Initially he enrolled as a student of the violin, and in the same year his
first important composition, a Te Deum, was published.
In 1891, when Coleridge-Taylor was still only sixteen, Novello
published one of his anthems, In Thee O Lord, followed by four more in
1892. In 1892 he also began studying composition under Sir Charles Stanford,
and won a composition scholarship in March 1893. At a chamber music concert in Croydon
on 9th October 1893, the programme included Coleridge-Taylor's Piano
Quintet, part of his Clarinet Sonata, and three of his songs, with
the composer at the piano.
Like most young composers, many of Coleridge-Taylor' s early
works received their first performances at students' events, and between 1894
and 1897 Royal College of Music concerts included the Nonet, the Clarinet
Quintet, Five Fantasiestücke for String Orchestra, and the String
Quartet in D minor. Stanford personally conducted the first three
movements of his Symphony in A minor in St. James's Hall (which later
became the Piccadilly Hotel) in 1896. It was hardly surprising that this
outpouring of talent gained Coleridge-Taylor the Lesley Alexander composition prize
in both 1895 and 1896. He completed his studies at the Royal College of Music
in 1897.
Away from the comforting security of the Royal College, Coleridge-Taylor
won his first commission in 1898 from the Three Choirs Festival. A valuable
influence during this formative period of his career was A.J. Jaeger, who made Coleridge-Taylor's
music known to Edward Elgar. It was Elgar who had recommended the young
composer for this festival commission, for which Coleridge-Taylor wrote his Ballade
in A minor for orchestra.
Two months later Sir Charles Stanford conducted the first
performance of Hiawatha's Wedding Feast (the first part of the Hiawatha
trilogy) at the Royal College of Music on 11th November 1988. From contemporary reports it does not appear to have been a very good performance, but the
work was received with great enthusiasm from critics and public alike.

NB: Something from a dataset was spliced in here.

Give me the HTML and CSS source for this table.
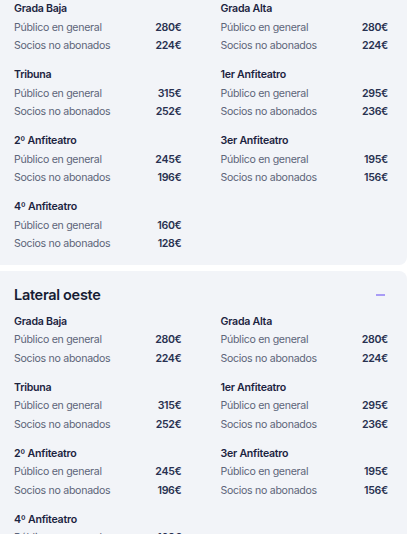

Coleridge-Taylor's genius now became evident to the musical
public at large, and in their eyes he had achieved fame overnight. The success
of Hiawatha prompted many commissions from various music festivals, for
which Coleridge-Taylor created his Overture to The Song of Hiawatha, The
Death of Minnehaha, Hiawatha's Departure and various cantatas, of which A
Tale of Old Japan became the most highly regarded.
While at the Royal College of Music Coleridge-Taylor met his
wife Jessie Walmisley, a fellow student who came from Wallington in Surrey, and
they married on 30th December 1899 at the Church of Holy Trinity in Selhurst.
It was hardly surprising that they named their son, born on 15th October 1900,
Hiawatha. A daughter, Gwendolen, who later adopted the name Avril was born on
8th March 1903, and both children possessed considerable musical talents.
By now Coleridge-Taylor was moving into the field of
incidental music as another of his main areas of composition. Herbert Beerbohm
Tree commissioned his work for four plays by Stephen Phillips, Alfred Noyes's The
Forest of Wild Thyme and Shakespeare's Othello. Coleridge-Taylor
also became recognised as an accomplished conductor.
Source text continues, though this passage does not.